Begin Data provided

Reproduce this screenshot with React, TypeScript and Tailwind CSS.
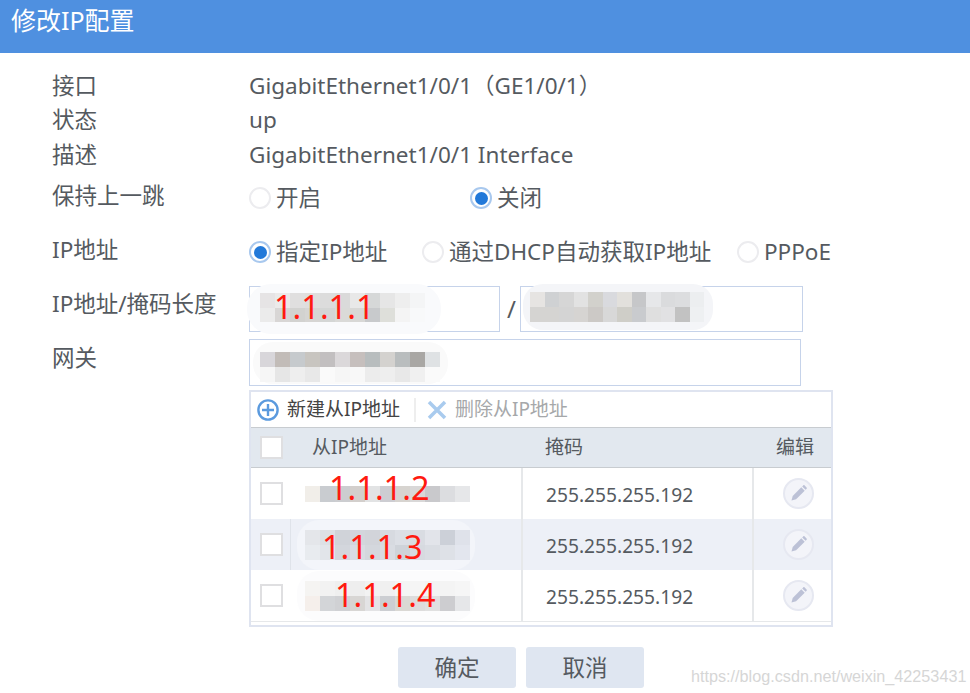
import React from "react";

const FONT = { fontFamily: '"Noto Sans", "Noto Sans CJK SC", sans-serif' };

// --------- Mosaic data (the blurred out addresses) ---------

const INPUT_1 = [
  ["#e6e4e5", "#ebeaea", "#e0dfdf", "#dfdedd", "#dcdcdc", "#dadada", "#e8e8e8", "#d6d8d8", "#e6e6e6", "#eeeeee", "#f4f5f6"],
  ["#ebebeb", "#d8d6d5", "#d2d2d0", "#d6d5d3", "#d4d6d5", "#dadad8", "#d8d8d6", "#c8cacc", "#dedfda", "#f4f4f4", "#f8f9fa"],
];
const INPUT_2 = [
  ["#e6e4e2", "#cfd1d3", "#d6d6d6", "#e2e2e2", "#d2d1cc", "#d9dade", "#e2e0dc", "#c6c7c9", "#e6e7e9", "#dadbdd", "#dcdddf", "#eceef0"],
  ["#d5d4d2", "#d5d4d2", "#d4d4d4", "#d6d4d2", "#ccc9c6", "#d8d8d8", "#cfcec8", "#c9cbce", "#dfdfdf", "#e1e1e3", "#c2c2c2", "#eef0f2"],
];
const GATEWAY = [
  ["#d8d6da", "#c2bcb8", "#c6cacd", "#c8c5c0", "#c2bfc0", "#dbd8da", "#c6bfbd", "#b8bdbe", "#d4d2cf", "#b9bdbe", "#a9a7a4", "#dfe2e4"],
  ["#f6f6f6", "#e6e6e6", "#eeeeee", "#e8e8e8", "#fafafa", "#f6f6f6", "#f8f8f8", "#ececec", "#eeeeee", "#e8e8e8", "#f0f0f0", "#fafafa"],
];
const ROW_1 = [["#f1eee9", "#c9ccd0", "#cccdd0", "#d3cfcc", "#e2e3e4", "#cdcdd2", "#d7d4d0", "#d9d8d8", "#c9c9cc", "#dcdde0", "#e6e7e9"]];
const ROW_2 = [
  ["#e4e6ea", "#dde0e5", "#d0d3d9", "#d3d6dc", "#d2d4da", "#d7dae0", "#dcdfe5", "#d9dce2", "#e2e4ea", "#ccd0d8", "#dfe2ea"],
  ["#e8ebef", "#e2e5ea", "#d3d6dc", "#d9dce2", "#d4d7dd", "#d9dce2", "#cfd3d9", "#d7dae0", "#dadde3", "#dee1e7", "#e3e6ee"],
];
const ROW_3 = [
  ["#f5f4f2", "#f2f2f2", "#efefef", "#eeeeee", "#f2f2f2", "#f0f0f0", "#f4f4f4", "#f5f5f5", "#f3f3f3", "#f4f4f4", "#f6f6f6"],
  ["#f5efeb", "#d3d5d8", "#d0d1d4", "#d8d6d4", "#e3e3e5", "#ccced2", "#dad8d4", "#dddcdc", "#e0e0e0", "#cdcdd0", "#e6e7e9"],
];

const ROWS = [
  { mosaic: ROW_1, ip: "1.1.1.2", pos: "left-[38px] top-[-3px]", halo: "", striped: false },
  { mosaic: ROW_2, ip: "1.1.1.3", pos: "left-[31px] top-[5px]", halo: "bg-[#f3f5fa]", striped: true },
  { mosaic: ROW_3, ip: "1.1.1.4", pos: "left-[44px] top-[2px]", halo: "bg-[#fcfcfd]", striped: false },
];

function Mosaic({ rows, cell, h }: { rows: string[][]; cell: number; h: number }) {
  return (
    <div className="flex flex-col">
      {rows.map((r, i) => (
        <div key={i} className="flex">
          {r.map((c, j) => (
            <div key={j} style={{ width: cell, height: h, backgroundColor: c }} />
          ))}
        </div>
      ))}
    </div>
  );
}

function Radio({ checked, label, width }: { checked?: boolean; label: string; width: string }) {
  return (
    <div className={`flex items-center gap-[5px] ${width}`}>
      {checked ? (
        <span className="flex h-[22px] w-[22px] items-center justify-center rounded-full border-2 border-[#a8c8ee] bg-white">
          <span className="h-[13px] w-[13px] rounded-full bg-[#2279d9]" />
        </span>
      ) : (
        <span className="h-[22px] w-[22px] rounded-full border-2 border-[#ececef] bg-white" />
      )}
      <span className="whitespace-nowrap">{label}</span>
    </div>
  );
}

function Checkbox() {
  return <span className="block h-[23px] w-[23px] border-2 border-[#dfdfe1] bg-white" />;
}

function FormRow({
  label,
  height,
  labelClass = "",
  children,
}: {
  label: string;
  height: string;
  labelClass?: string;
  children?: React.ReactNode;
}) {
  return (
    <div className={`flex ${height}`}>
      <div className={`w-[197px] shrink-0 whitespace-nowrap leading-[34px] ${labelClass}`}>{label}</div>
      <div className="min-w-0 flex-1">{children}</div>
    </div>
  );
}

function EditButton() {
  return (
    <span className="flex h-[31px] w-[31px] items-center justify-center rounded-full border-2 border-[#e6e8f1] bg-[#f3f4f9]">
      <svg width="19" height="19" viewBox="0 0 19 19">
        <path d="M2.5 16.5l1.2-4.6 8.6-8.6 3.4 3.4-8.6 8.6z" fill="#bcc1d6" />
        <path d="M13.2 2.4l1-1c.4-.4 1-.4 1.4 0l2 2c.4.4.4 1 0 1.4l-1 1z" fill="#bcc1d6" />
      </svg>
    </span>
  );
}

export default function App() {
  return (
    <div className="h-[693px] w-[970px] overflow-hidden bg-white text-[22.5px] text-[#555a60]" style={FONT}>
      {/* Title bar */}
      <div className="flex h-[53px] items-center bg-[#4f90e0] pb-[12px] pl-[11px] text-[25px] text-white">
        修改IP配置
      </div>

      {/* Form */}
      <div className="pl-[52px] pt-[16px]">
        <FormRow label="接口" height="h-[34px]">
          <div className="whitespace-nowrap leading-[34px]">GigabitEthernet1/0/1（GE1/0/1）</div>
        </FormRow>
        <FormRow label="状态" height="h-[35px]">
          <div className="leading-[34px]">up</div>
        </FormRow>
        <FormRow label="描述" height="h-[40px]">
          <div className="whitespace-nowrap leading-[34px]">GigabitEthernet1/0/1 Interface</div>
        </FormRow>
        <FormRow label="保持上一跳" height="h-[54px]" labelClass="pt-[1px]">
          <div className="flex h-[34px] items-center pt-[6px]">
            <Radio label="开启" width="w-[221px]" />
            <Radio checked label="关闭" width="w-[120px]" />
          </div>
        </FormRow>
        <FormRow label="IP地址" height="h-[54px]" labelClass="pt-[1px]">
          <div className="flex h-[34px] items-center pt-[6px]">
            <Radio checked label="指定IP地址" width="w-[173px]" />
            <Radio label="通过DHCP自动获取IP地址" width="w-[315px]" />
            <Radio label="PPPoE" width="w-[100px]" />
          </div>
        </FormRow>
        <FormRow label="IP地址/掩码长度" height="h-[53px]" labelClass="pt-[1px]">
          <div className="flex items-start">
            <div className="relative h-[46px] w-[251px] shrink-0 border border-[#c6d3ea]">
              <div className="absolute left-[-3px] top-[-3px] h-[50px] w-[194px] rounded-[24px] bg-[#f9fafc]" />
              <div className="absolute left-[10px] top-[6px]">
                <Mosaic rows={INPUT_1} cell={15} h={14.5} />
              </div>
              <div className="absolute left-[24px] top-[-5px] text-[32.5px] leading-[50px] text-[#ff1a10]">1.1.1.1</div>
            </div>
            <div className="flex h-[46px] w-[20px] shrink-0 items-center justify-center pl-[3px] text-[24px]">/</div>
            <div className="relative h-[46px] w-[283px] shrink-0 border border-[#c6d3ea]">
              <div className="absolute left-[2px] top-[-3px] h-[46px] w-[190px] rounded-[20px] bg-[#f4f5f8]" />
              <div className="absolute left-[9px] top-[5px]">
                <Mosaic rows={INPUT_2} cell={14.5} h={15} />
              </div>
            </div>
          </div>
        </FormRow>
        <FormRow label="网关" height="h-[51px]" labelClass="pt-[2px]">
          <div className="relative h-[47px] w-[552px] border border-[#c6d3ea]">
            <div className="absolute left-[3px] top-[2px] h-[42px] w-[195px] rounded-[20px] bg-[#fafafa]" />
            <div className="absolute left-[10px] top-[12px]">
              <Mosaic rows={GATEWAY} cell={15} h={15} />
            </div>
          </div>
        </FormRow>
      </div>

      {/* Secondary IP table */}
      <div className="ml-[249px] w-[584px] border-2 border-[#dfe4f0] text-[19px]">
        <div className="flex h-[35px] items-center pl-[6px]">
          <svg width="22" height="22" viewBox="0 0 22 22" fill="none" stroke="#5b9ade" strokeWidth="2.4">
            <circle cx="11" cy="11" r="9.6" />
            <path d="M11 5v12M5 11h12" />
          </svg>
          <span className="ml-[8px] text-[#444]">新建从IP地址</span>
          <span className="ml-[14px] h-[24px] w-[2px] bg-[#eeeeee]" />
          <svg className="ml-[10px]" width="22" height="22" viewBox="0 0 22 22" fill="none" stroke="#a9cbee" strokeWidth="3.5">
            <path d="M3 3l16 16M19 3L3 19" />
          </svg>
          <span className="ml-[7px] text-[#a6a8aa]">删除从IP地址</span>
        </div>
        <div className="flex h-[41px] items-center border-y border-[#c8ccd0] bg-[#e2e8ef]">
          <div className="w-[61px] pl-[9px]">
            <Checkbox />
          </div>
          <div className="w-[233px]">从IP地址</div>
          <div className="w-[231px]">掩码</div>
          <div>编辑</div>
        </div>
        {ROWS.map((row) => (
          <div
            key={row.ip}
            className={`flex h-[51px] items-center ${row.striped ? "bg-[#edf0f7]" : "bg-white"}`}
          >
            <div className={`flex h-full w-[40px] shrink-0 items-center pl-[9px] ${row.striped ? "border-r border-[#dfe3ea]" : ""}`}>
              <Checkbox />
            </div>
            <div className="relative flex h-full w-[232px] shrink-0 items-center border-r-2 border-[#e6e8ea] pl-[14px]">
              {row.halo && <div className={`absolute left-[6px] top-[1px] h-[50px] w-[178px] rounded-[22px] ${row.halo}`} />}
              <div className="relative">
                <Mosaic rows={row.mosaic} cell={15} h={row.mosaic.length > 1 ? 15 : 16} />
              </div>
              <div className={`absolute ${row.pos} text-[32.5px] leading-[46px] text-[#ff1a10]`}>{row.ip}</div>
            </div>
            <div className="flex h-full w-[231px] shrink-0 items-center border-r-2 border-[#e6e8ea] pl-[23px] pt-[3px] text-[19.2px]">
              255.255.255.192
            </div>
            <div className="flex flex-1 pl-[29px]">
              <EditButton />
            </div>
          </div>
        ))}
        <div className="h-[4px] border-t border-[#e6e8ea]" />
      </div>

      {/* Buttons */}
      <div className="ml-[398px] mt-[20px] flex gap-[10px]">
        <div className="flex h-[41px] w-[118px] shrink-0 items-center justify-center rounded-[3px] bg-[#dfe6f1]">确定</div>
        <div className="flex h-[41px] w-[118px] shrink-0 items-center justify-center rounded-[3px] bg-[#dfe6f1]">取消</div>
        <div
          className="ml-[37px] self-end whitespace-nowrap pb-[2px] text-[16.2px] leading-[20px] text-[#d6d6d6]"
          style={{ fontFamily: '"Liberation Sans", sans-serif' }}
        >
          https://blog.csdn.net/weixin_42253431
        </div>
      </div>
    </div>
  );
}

End Data provided

• Task to complete: The lines from the top of the data above through the one holding "--------- Mosaic data" are to be repeated exactly, and only those, with no pictures.

• Response to the exercise:
Reproduce this screenshot with React, TypeScript and Tailwind CSS.
import React from "react";

const FONT = { fontFamily: '"Noto Sans", "Noto Sans CJK SC", sans-serif' };

// --------- Mosaic data (the blurred out addresses) ---------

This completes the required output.